■ **WHAT YOU SHOULD DO**:
Below, find each line holding "this" and state how many there are, using the number alone.

********

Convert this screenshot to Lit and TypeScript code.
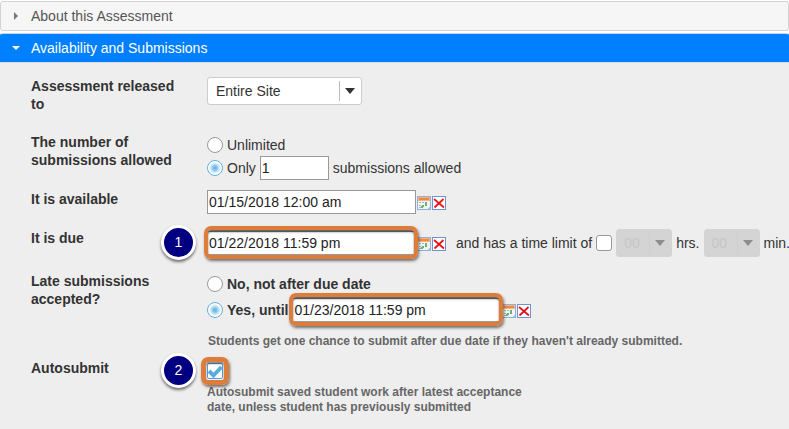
import { LitElement, html, css, svg } from "lit";
import { customElement } from "lit/decorators.js";

@customElement("calendar-tools")
export class CalendarTools extends LitElement {
  static styles = css`
    :host { display: inline-flex; gap: 1px; margin-left: 1px; padding-top: 1px; }
    button { display: block; width: 14px; height: 14px; padding: 0; border: 0; background: none; cursor: pointer; }
    svg { display: block; width: 14px; height: 14px; }
  `;

  private dots() {
    const greys = [[2, 6], [5, 6], [2, 9], [2, 11]];
    const greens = [[8, 6], [8, 8], [5, 9], [4, 10]];
    return svg`
      ${greys.map(([x, y]) => svg`<rect x=${x} y=${y} width="2" height="1" fill="#a9b4c4"/>`)}
      ${greens.map(([x, y]) => svg`<rect x=${x} y=${y} width="2" height="2" fill="#6cb074"/>`)}`;
  }

  render() {
    return html`
      <button type="button" aria-label="Pick a date">
        <svg viewBox="0 0 14 14" shape-rendering="crispEdges">
          <rect x="0.5" y="0.5" width="13" height="13" fill="#eef5f2" stroke="#8fb0dc" />
          <rect x="1" y="1" width="12" height="4" fill="#f9b27c" />
          <rect x="2" y="2" width="10" height="2" fill="#f0893f" />
          ${this.dots()}
          <path d="M10 13L13 10V13Z" fill="#a9c6ea" />
        </svg>
      </button>
      <button type="button" aria-label="Clear the date">
        <svg viewBox="0 0 14 14">
          <rect x="0.5" y="0.5" width="13" height="13" fill="#fff" stroke="#6d94cf" />
          <path d="M2 3L12 11.5M11.5 3L2.5 11.5" stroke="#e8141c" stroke-width="1.8" fill="none" />
        </svg>
      </button>
    `;
  }
}

@customElement("app-root")
export class AppRoot extends LitElement {
  static styles = css`
    :host {
      display: block;
      min-height: 100vh;
      padding-top: 1px;
      box-sizing: border-box;
      overflow: hidden;
      background: linear-gradient(#fff 60px, #eee 60px);
      color: #333;
      font: 14px/18px "Liberation Sans", Arial, sans-serif;
    }
    * { box-sizing: border-box; }
    .head {
      display: flex;
      align-items: center;
      gap: 11px;
      width: 100%;
      height: 30px;
      margin: 0 0 2px;
      padding: 0 11px;
      border: 1px solid #d3d3d3;
      border-radius: 3px;
      background: #f6f6f6;
      color: #555;
      font: inherit;
      text-align: left;
    }
    .head svg { width: 8px; height: 8px; fill: #777; }
    .head.open { height: 29px; margin: 0; border-color: #c5d5e5 #007fff #007fff; border-radius: 3px 3px 0 0; background: #007fff; color: #fff; }
    .head.open svg { fill: #fff; }
    .panel { padding: 14px 0 12px 31px; border-top: 1px solid #ddd; background: #eee; }
    .row { display: grid; grid-template-columns: 150px 1fr; column-gap: 26px; margin-bottom: 15px; }
    .row.roomy { margin-bottom: 20px; }
    .row.snug { margin-bottom: 10px; }
    .row:last-child { margin-bottom: 0; }
    .label { font-weight: bold; }
    .line { display: flex; align-items: center; height: 24px; white-space: nowrap; }
    .line.tall { height: 28px; }
    .line.strong { font-weight: bold; }
    .line.strong + .line.strong { margin-top: 2px; }
    .narrow { margin-bottom: -1px; }
    .choice { display: flex; align-items: center; gap: 4px; }
    input { margin: 0; font: inherit; color: #222; }
    input[type="radio"], input[type="checkbox"] {
      appearance: none;
      flex: none;
      width: 16px;
      height: 16px;
      border: 1px solid #999;
      background: #fff;
    }
    input[type="radio"] { border-radius: 50%; }
    input[type="radio"]:checked { border-color: #5fb0e0; background: radial-gradient(circle, #66b6e6 0 1px, #a3d4f1 3px, #fff 6px); }
    input[type="checkbox"] { border-radius: 3px; }
    .field { width: 209px; height: 24px; padding: 0 1px; border: 1px solid #999; border-radius: 0; background: #fff; font-weight: normal; }
    .field.count { width: 69px; margin: 0 4px; }
    .select { position: relative; display: flex; }
    select {
      appearance: none;
      width: 155px;
      height: 28px;
      padding: 0 8px;
      border: 1px solid #ccc;
      border-radius: 3px;
      background: #fff;
      color: #333;
      font: inherit;
    }
    .select svg { position: absolute; top: 10px; right: 6px; width: 12px; height: 8px; fill: #333; pointer-events: none; }
    .select::after { content: ""; position: absolute; top: 4px; bottom: 4px; right: 22px; width: 1px; background: #bbb; }
    .select.off select { width: 56px; padding: 0 7px; border-color: #d4d4d4; background: #d4d4d4; color: #c6c6c6; opacity: 1; }
    .select.off svg { fill: #8c8c8c; }
    .select.off::after { background: #cecece; }
    .limit { display: flex; align-items: center; gap: 4px; margin-left: 10px; }
    .limit label { display: flex; align-items: center; gap: 4px; }
    .marked { position: relative; display: flex; }
    .marked::after {
      content: "";
      position: absolute;
      inset: -5px -2px -4px -3px;
      border: 4px solid #dc7d3c;
      border-radius: 7px;
      box-shadow: 1px 2px 3px #0008, inset 0 2px 2px #0009;
      pointer-events: none;
    }
    .choice + .marked { margin-left: 4px; }
    .marked.check::after { inset: -6px; border-width: 5px; box-shadow: 1px 2px 3px #0008, inset 0 2px 2px #0006; }
    .marked input[type="checkbox"] { border-color: #5a9be0; border-radius: 2px; }
    .marked .tick { position: absolute; inset: 0; width: 16px; height: 16px; pointer-events: none; }
    .spot { position: relative; }
    .step {
      position: absolute;
      top: 50%;
      right: 100%;
      width: 35px;
      height: 35px;
      margin: -18px 11px 0 0;
      border: 3px solid #fff;
      border-radius: 50%;
      background: #000080;
      box-shadow: 0 2px 3px #0008;
      color: #fff;
      font-weight: normal;
      line-height: 29px;
      text-align: center;
    }
    .note { margin: 0; color: #666; font-size: 12px; font-weight: bold; line-height: 15px; }
    .note.gap { margin: 12px 0 0 1px; }
    .note.slim { max-width: 330px; margin-top: 2px; }
  `;

  private arrow() {
    return html`<svg viewBox="0 0 12 8" aria-hidden="true"><path d="M1 1H11L6 7Z" /></svg>`;
  }

  private units(name: string) {
    return html`<span class="select off">
      <select disabled aria-label=${name}><option>00</option></select>${this.arrow()}
    </span>`;
  }

  render() {
    return html`
      <button class="head" type="button" aria-expanded="false">
        <svg viewBox="0 0 8 8"><path d="M2 0L6 4L2 8Z" /></svg>About this Assessment
      </button>
      <button class="head open" type="button" aria-expanded="true">
        <svg viewBox="0 0 8 8"><path d="M0 2H8L4 6Z" /></svg>Availability and Submissions
      </button>
      <form class="panel">
        <div class="row roomy">
          <label class="label" for="released">Assessment released to</label>
          <div class="line tall">
            <span class="select">
              <select id="released"><option>Entire Site</option></select>${this.arrow()}
            </span>
          </div>
        </div>
        <div class="row snug">
          <span class="label">The number of submissions allowed</span>
          <div>
            <div class="line narrow">
              <label class="choice"><input type="radio" name="count" />Unlimited</label>
            </div>
            <div class="line">
              <label class="choice"><input type="radio" name="count" checked />Only</label>
              <input class="field count" id="count" value="1" /><label for="count">submissions allowed</label>
            </div>
          </div>
        </div>
        <div class="row">
          <label class="label" for="start">It is available</label>
          <div class="line">
            <input class="field" id="start" value="01/15/2018 12:00 am" /><calendar-tools></calendar-tools>
          </div>
        </div>
        <div class="row">
          <label class="label" for="due">It is due</label>
          <div class="line tall spot">
            <span class="step">1</span>
            <span class="marked"><input class="field" id="due" value="01/22/2018 11:59 pm" /></span>
            <calendar-tools></calendar-tools>
            <span class="limit">
              <label>and has a time limit of <input type="checkbox" /></label>
              ${this.units("Hours")} hrs. ${this.units("Minutes")} min.
            </span>
          </div>
        </div>
        <div class="row snug">
          <span class="label">Late submissions accepted?</span>
          <div>
            <div class="line strong">
              <label class="choice"><input type="radio" name="late" />No, not after due date</label>
            </div>
            <div class="line strong">
              <label class="choice"><input type="radio" name="late" checked />Yes, until</label>
              <span class="marked"><input class="field" aria-label="Late date" value="01/23/2018 11:59 pm" /></span>
              <calendar-tools></calendar-tools>
            </div>
            <p class="note gap">Students get one chance to submit after due date if they haven't already submitted.</p>
          </div>
        </div>
        <div class="row">
          <label class="label" for="auto">Autosubmit</label>
          <div>
            <div class="line spot">
              <span class="step">2</span>
              <span class="marked check">
                <input type="checkbox" id="auto" checked />
                <svg class="tick" viewBox="0 0 16 16"><path d="M2 8L6.5 12.5L14.5 4" fill="none" stroke="#58ace2" stroke-width="4" /></svg>
              </span>
            </div>
            <p class="note slim">Autosubmit saved student work after latest acceptance date, unless student has previously submitted</p>
          </div>
        </div>
      </form>
    `;
  }
}
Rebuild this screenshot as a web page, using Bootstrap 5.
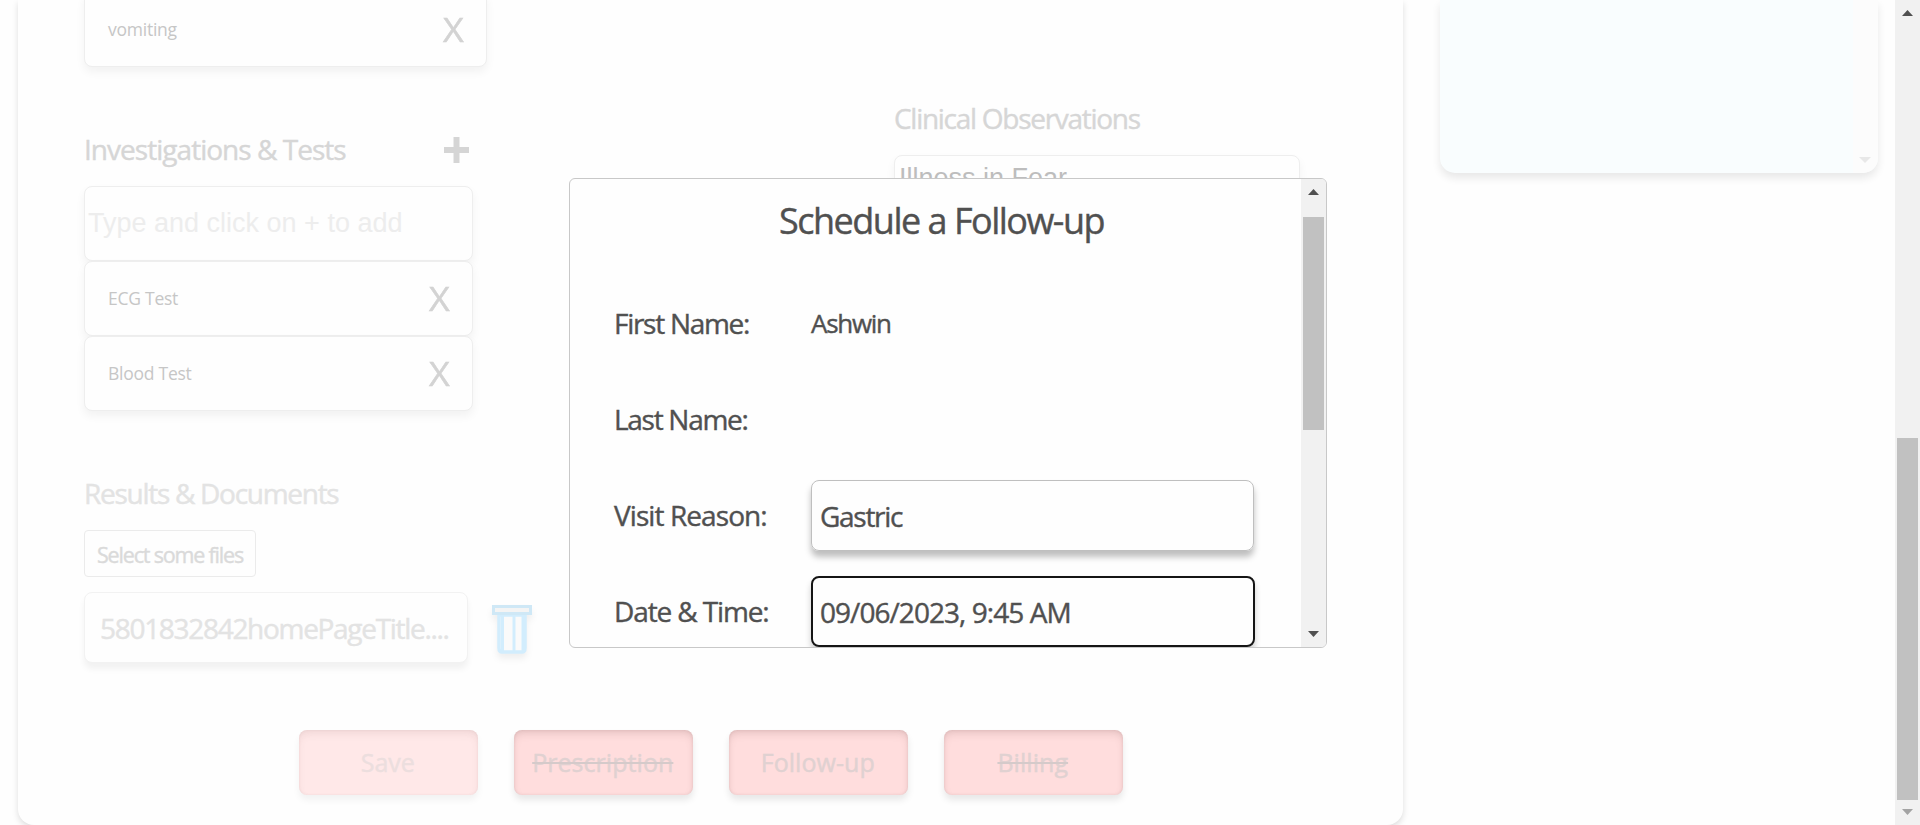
<!DOCTYPE html>
<html lang="en">
<head>
<meta charset="utf-8">
<title>Consultation</title>
<link href="https://cdn.jsdelivr.net/npm/bootstrap@5.3.0/dist/css/bootstrap.min.css" rel="stylesheet">
<style>
body{width:1920px;height:825px;overflow:hidden;background:#fefefe;color:#505050;font-family:"Open Sans","Noto Sans",sans-serif;font-size:28px;letter-spacing:-1.28px;-webkit-text-stroke:.4px}
.record{width:1385px;height:825px;margin-left:18px;background:#fefefe;border-radius:0 0 16px 16px;box-shadow:0 3px 6px rgba(0,0,0,.13)}
.upper{height:730px}
.left-col{width:470px;margin-left:66px}
.right-col{width:406px;margin-left:340px;padding-top:98px}
.heading{line-height:40px;height:40px;width:385px;white-space:nowrap;color:#d6d6d6}
.investigations{margin-top:62px;letter-spacing:-.97px}
.pale{color:#e3e3e3}
.results{margin-top:62px}
.field{border:1px solid #eee;border-radius:8px;background:#fefefe;box-shadow:0 5px 10px rgba(0,0,0,.05)}
.entry{height:75px;width:389px;padding:0 24px 0 23px;font-size:17.5px;color:#c6c6c6;letter-spacing:-.25px;-webkit-text-stroke:0}
.entry.symptom{width:403px;margin-top:-8px}
.entry b{font-size:32px;font-weight:400;color:#d3d3d3;letter-spacing:0;transform:scaleX(1.12);-webkit-text-stroke:.5px}
.typed{height:75px;width:389px;font:27px/73px "Liberation Sans",sans-serif;letter-spacing:0;color:#ededed;padding-left:3px;margin-top:17px;white-space:nowrap;-webkit-text-stroke:0}
.observed{height:150px;margin-top:17px;padding:6px 0 0 4px;font:27px/32px "Liberation Sans",sans-serif;letter-spacing:0;color:#bdbdbd;-webkit-text-stroke:0}
.pick{height:47px;width:172px;border:1px solid #ebebeb;border-radius:4px;font-size:21.5px;line-height:47px;padding-left:12px;color:#dadada;margin-top:17px;letter-spacing:-1.18px;white-space:nowrap}
.file-row{margin-top:15px}
.file{width:384px;height:71px;line-height:71px;padding-left:15px;border-color:#f2f2f2;box-shadow:0 6px 6px rgba(0,0,0,.05);letter-spacing:-1.3px}
.trash{margin:13px 0 0 24px;filter:drop-shadow(0 5px 3px rgba(0,0,0,.06))}
.actions{gap:36.4px;margin-left:281px}
.action{width:178.6px;height:65px;line-height:65px;text-align:center;border-radius:8px;background:#ffdddd;color:#e0d1d1;font-size:25px;letter-spacing:.05px;text-indent:-1px;box-shadow:inset 0 5px 8px -2px rgba(120,80,80,.2),inset 0 0 3px rgba(120,80,80,.15),0 5px 7px rgba(0,0,0,.09)}
.action.off{background:#ffe8e8;color:#ecdede;box-shadow:inset 0 5px 8px -2px rgba(120,80,80,.12),inset 0 0 3px rgba(120,80,80,.08),0 5px 7px rgba(0,0,0,.05)}
.action s{text-decoration-color:#d5caca;text-decoration-thickness:2px}
.notes{width:438px;height:173px;margin-left:37px;border-radius:0 0 15px 15px;background:#f9fdfe;box-shadow:0 5px 9px rgba(0,0,0,.09);overflow:hidden}
.rail{width:25px;background:#f1f1f1;flex:none}
.rail.faint{background:#fcfcfc}
.rail svg{display:block}
.thumb{width:21px;background:#c1c1c1;margin-left:2px}
.page-thumb{height:362px}
.dialog-thumb{height:213px}
.dialog-box{position:absolute;left:569px;top:178px;width:758px;height:470px;border:1px solid #c8c8c8;border-radius:6px;background:#fefefe;overflow:hidden}
.title{font-size:36px;height:96px;line-height:84px;padding-left:209px;letter-spacing:-1.5px}
.line{height:96px;padding-left:45px}
.line>label{width:196px;white-space:nowrap;margin-left:-1px;padding-right:1px;flex:none}
.line.reason>label{letter-spacing:-.92px}
.line.when>label{letter-spacing:-1.12px}
.value{font-size:26px;margin-left:1px}
.box{width:443px;height:71px;line-height:71px;padding-left:8px;margin-left:1px;border:1px solid #bfbfbf;border-radius:8px;box-shadow:0 6px 6px rgba(0,0,0,.25);white-space:nowrap}
.box.focus{border:0;padding-left:9px;line-height:72px;outline:2.5px solid #151515;outline-offset:-2.5px;box-shadow:0 5px 6px rgba(0,0,0,.2);width:443.5px;letter-spacing:-.95px}
</style>
</head>
<body class="d-flex">
<main class="record d-flex flex-column flex-shrink-0">
  <div class="d-flex upper">
    <section class="left-col flex-shrink-0">
      <div class="field entry symptom d-flex justify-content-between align-items-center"><span>vomiting</span><b>X</b></div>
      <div class="heading investigations d-flex align-items-center justify-content-between"><span>Investigations &amp; Tests</span>
        <svg width="25" height="28"><path d="M0 12h25v6H0zM9.500 2h6v26h-6z" fill="#d5d5d5"/></svg></div>
      <div class="field typed">Type and click on + to add</div>
      <div class="field entry d-flex justify-content-between align-items-center"><span>ECG Test</span><b>X</b></div>
      <div class="field entry d-flex justify-content-between align-items-center"><span>Blood Test</span><b>X</b></div>
      <div class="heading pale results">Results &amp; Documents</div>
      <div class="pick">Select some files</div>
      <div class="d-flex file-row">
        <div class="field file pale">5801832842homePageTitle....</div>
        <svg class="trash" width="40" height="60" viewBox="0 0 40 60"><path d="M7 10v33q0 4 3 4h20q3 0 3-4V10z" fill="#fafafa" stroke="#d2edfd" stroke-width="3.500"/><path d="M10.500 10v37M22 10v37M31 10v37" fill="none" stroke="#d2edfd" stroke-width="3"/><path d="M1.500 1.500h37v7h-37z" fill="#f4f4f4" stroke="#cfe8f6" stroke-width="3"/></svg>
      </div>
    </section>
    <section class="right-col">
      <div class="heading">Clinical Observations</div>
      <div class="field observed">Illness in Fear</div>
    </section>
  </div>
  <div class="d-flex actions">
    <div class="action off">Save</div><div class="action"><s>Prescription</s></div><div class="action">Follow-up</div><div class="action"><s>Billing</s></div>
  </div>
</main>
<aside class="notes d-flex justify-content-end flex-shrink-0">
  <div class="rail faint d-flex align-items-end"><svg width="25" height="16"><path d="M6 0h12l-6 6z" fill="#e8e8e8"/></svg></div>
</aside>
<div class="rail ms-auto">
  <svg width="25" height="438"><path d="M7 16h11l-5.500-6z" fill="#505050"/></svg>
  <div class="thumb page-thumb"></div>
  <svg width="25" height="25"><path d="M7 9h11l-5.500 6z" fill="#a3a3a3"/></svg>
</div>
<div class="dialog-box d-flex">
  <div class="flex-grow-1">
    <div class="title">Schedule a Follow-up</div>
    <div class="line d-flex align-items-center"><label>First Name:</label><span class="value">Ashwin</span></div>
    <div class="line d-flex align-items-center"><label>Last Name:</label></div>
    <div class="line reason d-flex align-items-center"><label>Visit Reason:</label><div class="box">Gastric</div></div>
    <div class="line when d-flex align-items-center"><label>Date &amp; Time:</label><div class="box focus">09/06/2023, 9:45 AM</div></div>
  </div>
  <div class="rail">
    <svg width="25" height="38"><path d="M7 16h11l-5.500-6z" fill="#505050"/></svg>
    <div class="thumb dialog-thumb"></div>
    <svg width="25" height="218"><path d="M7 201h11l-5.500 6z" fill="#505050"/></svg>
  </div>
</div>
<script src="https://cdn.jsdelivr.net/npm/bootstrap@5.3.0/dist/js/bootstrap.bundle.min.js"></script>
</body>
</html>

********

■ **ANSWER TO THE EXERCISE**:
7